É impossível falar do “Che” sem falar
de Cuba e das relações particulares que nos uniam, tanto sua
história e sua vida estão ligadas a este país que foi sua
segunda pátria antes de se dirigir para onde o chamava a revolução.
Conheci Ernesto
Che Guevara na véspera da crise internacional do outono de 1962
ligada ao caso dos foguetes e do bloqueio à Cuba decretado pelos
Estados Unidos. A Argélia acabava de se tornar independente e de
constituir seu primeiro governo e, enquanto chefe desse governo,
eu devia assistir, nesse mês de setembro de 1962, em Nova Iorque,
à sessão da ONU de hasteamento da bandeira da Argélia no prédio
das Nações Unidas; cerimônia que consagrava a vitória da luta
de libertação nacional e a entrada da Argélia no grupo das nações
livres.
O comitê político
do FLN decidiu que esta viagem às Nações Unidas deveria
prosseguir com uma ida à Cuba. Mais que uma visita, tratava-se,
sobretudo, de um ato de fé marcando os engajamentos políticos. A
Argélia desejava sublinhar publicamente sua total solidariedade
com a revolução cubana, particularmente nesses momentos difíceis
de sua história.
Convidado, em 15
de outubro de 1962 pela manhã à Casa Branca, tive francas e
fortes discussões com o presidente John Fitzgerald Kennedy sobre
Cuba. À questão direta que eu lhe colocava: “O Sr. orienta-se
para um confronto direto com Cuba?” Ele não deixou planar
nenhuma dúvida quanto as suas reais intenções e me respondeu:
“Não, se não existirem foguetes soviéticos, sim em caso contrário.”

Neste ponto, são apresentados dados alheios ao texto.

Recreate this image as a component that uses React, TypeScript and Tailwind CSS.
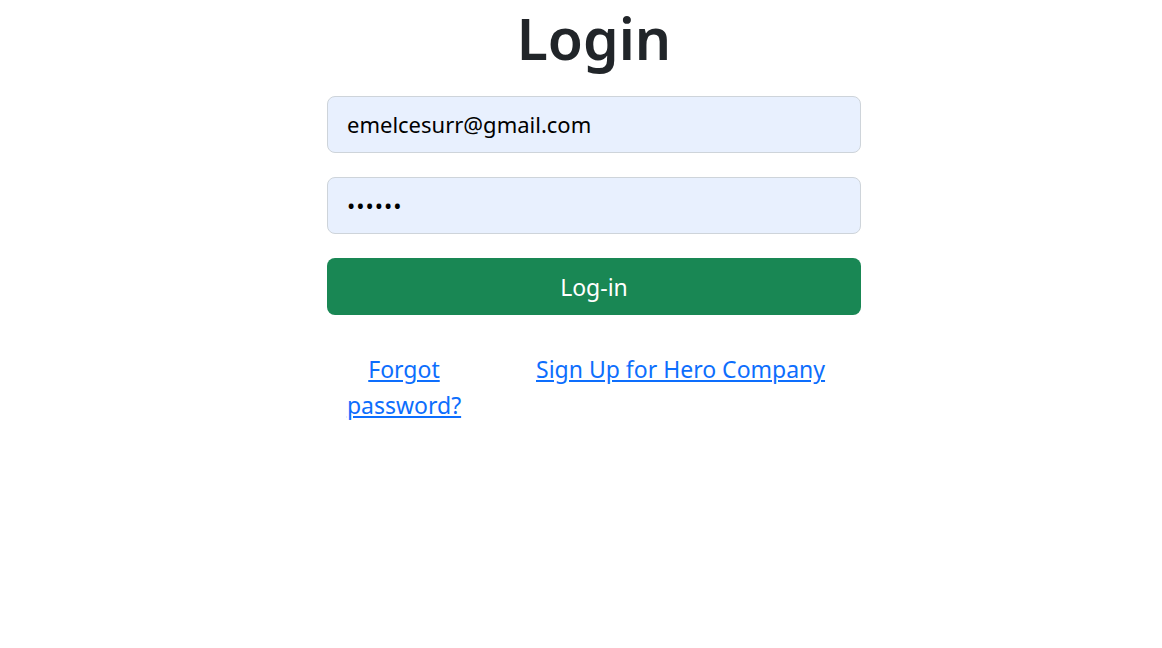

Kennedy tentou persuadir-me com insistência que eu não fosse à
Cuba por um vôo direto saindo de Nova Iorque; invocando até a
eventualidade de um ataque do avião da força aérea de Cuba que
devia me transportar, pela oposição cubana instalada em Miami. A
estas ameaças mal veladas respondi-lhe que eu era um
“fellaga”*
e que a ameaça dos harkis argelinos ou cubanos não me
intimidavam.
Nossa chegada em
Cuba, dia 16 de outubro, deu-se em meio a um entusiasmo popular
indescritível. O programa previa discussões políticas na sede
do partido em Havana desde da chegada de nossa delegação. Mas as
coisas aconteceram bem de outro modo. Mal colocamos nossas malas
onde deveríamos ficar, desobedecendo o protocolo, começamos a
discutir com Fidel, Che Guevara, Raul Castro e outros dirigentes
que nos acompanhavam.
Ficamos
discutindo horas a fio. Eu trazia aos dirigentes cubanos a impressão
que tive da entrevista com o presidente Kennedy. No fim desses
debates calorosos entorno de mesas percebemos que havíamos
respondido ao programa de questões que devíamos estudar e que
nosso encontro na sede do partido não tinha mais objeto. E, de
comum acordo, decidimos passar diretamente ao programa de visitas
pelo país.
Esta anedota dá
uma idéia das relações totalmente despojadas de protocolo que
deviam assim, e desde o começo, ser a característica essencial,
a norma dos laços unindo a revolução cubana e a revolução
argelina e os laços pessoais que me uniram a Fidel Castro e Che
Guevara.
Esta
solidariedade será confirmada de maneira espetacular no momento
do primeiro alerta grave que ameaçou a revolução argelina com o
caso de Tindouf em outubro de 1963. Nosso jovem exército, mal saído
de uma luta de libertação, que não possuía ainda nem cobertura
aérea – já que não tínhamos nem mesmo um avião – nem forças
mecanizadas, foi atacado pelas forças armadas marroquinas no
terreno que lhe era mais desfavorável. Ele só podia usar os únicos
métodos que conhecia e experimentara durante a luta de libertação:
quer dizer a guerra de guerrilha.
O deserto e suas
vastas extensões desnudas estavam longe das montanhas de Aurés,
de Djurdjura, da quase ilha de Collo ou de Tlemcen que havia sido
seu meio natural e do qual conhecia todos os recursos e segredos.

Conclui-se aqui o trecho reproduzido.